Была, правда, в этой атаке одна занятная деталь. Хотя в свое время отец-основоположник социалистического реализма публично сравнил Исаака Бабеля с Николаем Гоголем и даже признал, что первый украсил своих казаков лучше, нежели классик своих, а известный критик Павел Новицкий в очерке «Бабель», писанном тогда же, в середине 20-х годов, текстуально сопоставил «Видение мурзы» и «Жизнь званскую» по части эпитетов с рассказами из «Конармии» и тем установил некую родственность меж Державиным и Бабелем, однако оба журнала, и московский, и ленинградский, не пожелали вожжаться с этими литературными фактами. А зря! И в первой паре, Гоголь-Бабель, интересно бы сопоставить, как описывали жидов один и другой, а уж во второй паре, Державин-Бабель, открывались наблюдателю сияния такой яркости, что и слепой бы прозрел. Ведь это не кто иной, как он, батюшка Гавриил Романович Державин, поэт и сенатор, первый на Руси рекомендовал своему монарху Павлу Петровичу «ввоз из-за границы всех еврейских книг запретить»! И в деталях — тут бы любой канцелярской крысе от зависти повеситься на первом суку! — с наимельчайшими подробностями расписал, как прижать жидов к ногтю, чтобы не таскали через границу контрабандой свои Торы да Талмуды.
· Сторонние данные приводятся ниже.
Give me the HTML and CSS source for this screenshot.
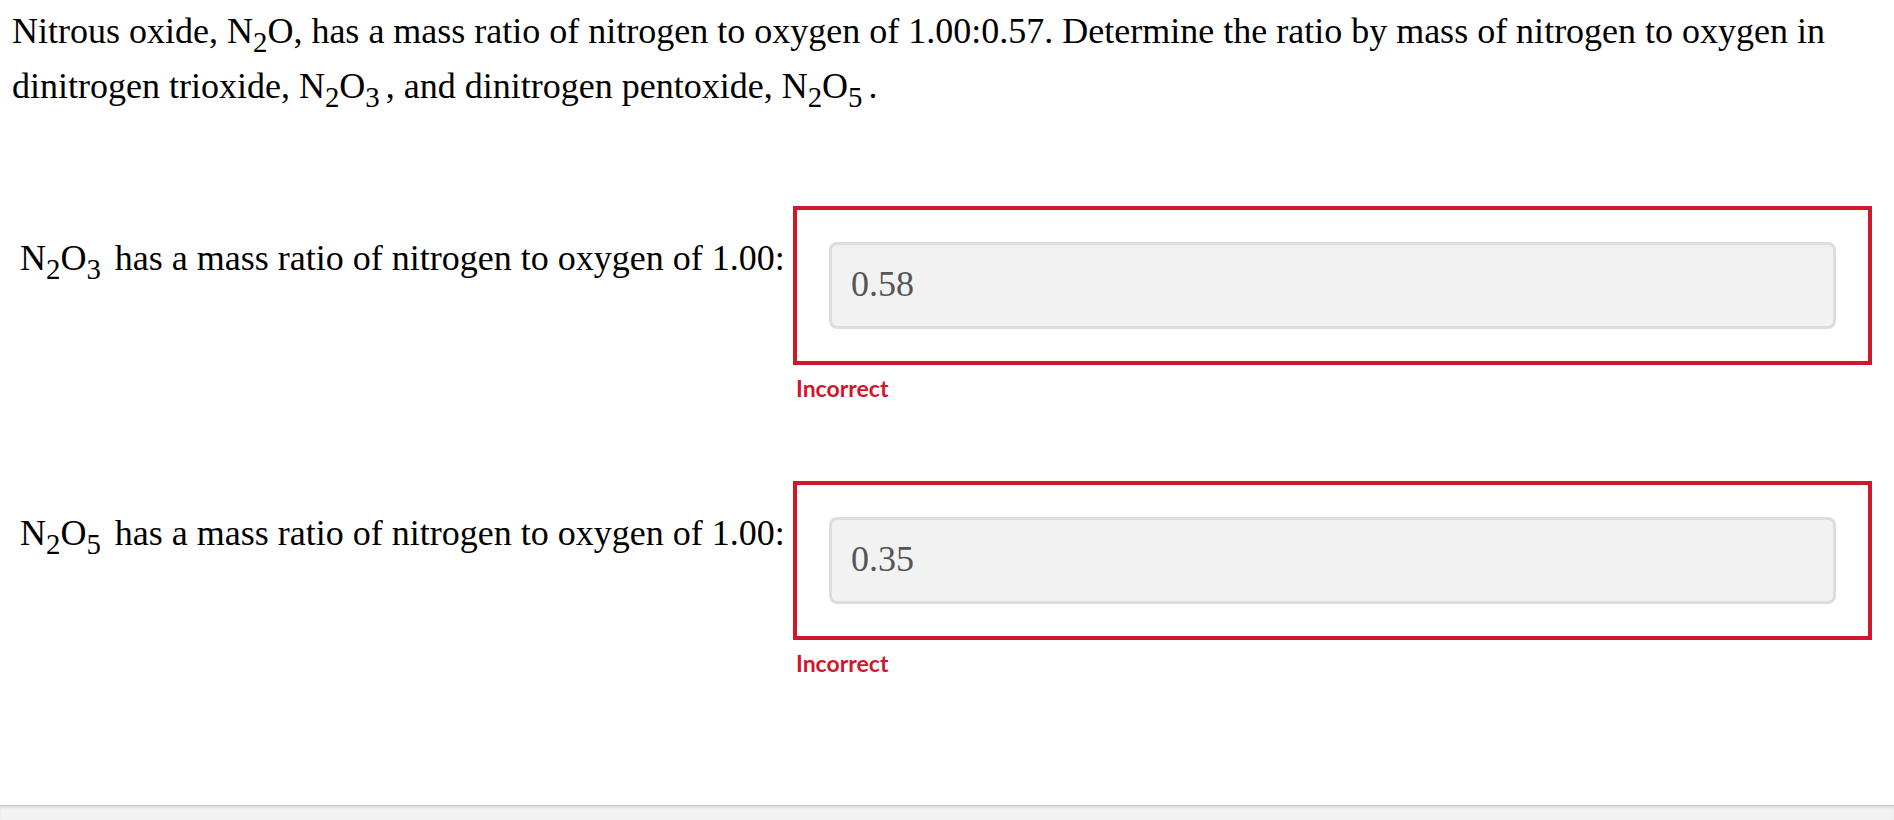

Что же касается собственно поэтических изысканий, то представлялась во втором случае весьма заманчивая возможность продолжить исследования Новицкого с одним, однако, существенным дополнением: установить окончательно, по причине ли заимствований перекликается метафорический ряд Бабеля с державинским, или по той общей для первого и второго причине, что оба черпали из одного источника, по-еврейски именуемого Танах, а по-русски — Ветхим Заветом. Нисколько не предвосхищая выводов будущих исследователей, заметим, тем не менее, со всей определенностью, что и русский поэт Державин, и еврейский, писавший по-русски, писатель Бабель — оба понаторели в знании Священного Писания. Однако каждый на свой — если угодно, племенной — лад. Державинские «яхонтовы взоры», «багряная в устах заря», «пурпур в ягодах», несомненно, сродни по природе своей бабелевскому «горящему пурпуру мантий», «пыльному золоту закатов», но попробуйте представить себе у Державина «палевые коровьи сосцы» или «малиновые бородавки»!

Новые времена — новые песни. Писатель, сочинения которого в двадцатые годы препарировались и раскладывались критиками по полкам под общей — вполне подходящей для уголовного судопроизводства! — рубрикой «Поэзия бандитизма», а в конце пятидесятых годов брались на дотошный химический анализ по причине исходившего от них чесночного и луковичного запаха (на Украине народ метко заметил: цибуля — жидовское сало!), в семидесятые годы, то есть совсем уже недалеко от нынешних дней, внезапно был объявлен вполне своим. Литературовед Юрий Андреев в фундаментальной и, несомненно, установочной монографии — во втором издании она была выпущена невиданным для литературоведения тиражом 20 тысяч! — «Революция и литература» приводит из дневниковых записей Фурманова весьма интересные слова Бабеля о том, почему он не справился с романом о чекистах. Вот они, эти слова: «И это оттого, что чекисты, которых знаю, ну… ну, просто святые люди. И я опасаюсь, не получилось бы приторно». Если к этому добавить, что Бабель имел еще намерение написать — хотя так и не написал! — «десять серьезных больших новелл, в них будет положительное о коннице, они должны будут восполнить пробел», то мы уже сами почти вплотную подходим к тому мажорному заключению, которым завершаются страницы о Бабеле: «Творчество И. Бабеля, весьма интересное само по себе, представляет собой бесценный материал для теории литературы: начав в качестве писателя, демократического по духу, но с абстрактно гуманистическими взглядами, И. Бабель, стремясь быть всегда искренним и пуще смерти боясь фальши и приторности, веря лишь самому себе и своему опыту, двигался к социалистическому реализму. Его эволюция была медленной и противоречивой, движение вперед нередко сопровождалось анахроническими произведениями, но это была неуклонная эволюция». Странно, что автор поставил здесь точку. Думается, в этом случае сделал свое нечистое дело механизм малодушия или ложного стыда, ибо закончить, согласно логике, следовало так: «но это была неуклонная эволюция в сторону социалистического реализма». Правда, соцреализм был помянут уже строкой выше, однако эмоционально законное место ему было именно в конце, ибо конец — делу венец.

Ну, каков был соцреалист Бабель и каким был его соцреализм, думается, объяснять не надо: найдите сегодня человека, который не читал Бабеля или, по крайней мере, не слыхал про бабелевского Беню Крика, и все будут показывать на него пальцем. Здесь, в Америке, как мы узнали, показывать на человека пальцем — это почти то же самое, что там, на нашей неисторической родине, России, назвать человека известным словом из трех букв.

А теперь вернемся, во-первых, к плану Бабеля написать роман о чекистах и к словам его о том, что «чекисты, которых знаю, ну… ну, просто святые люди», и, во-вторых, к плану его написать «десять серьезных больших новелл, в них будет положительное о коннице, они должны будут восполнить пробел».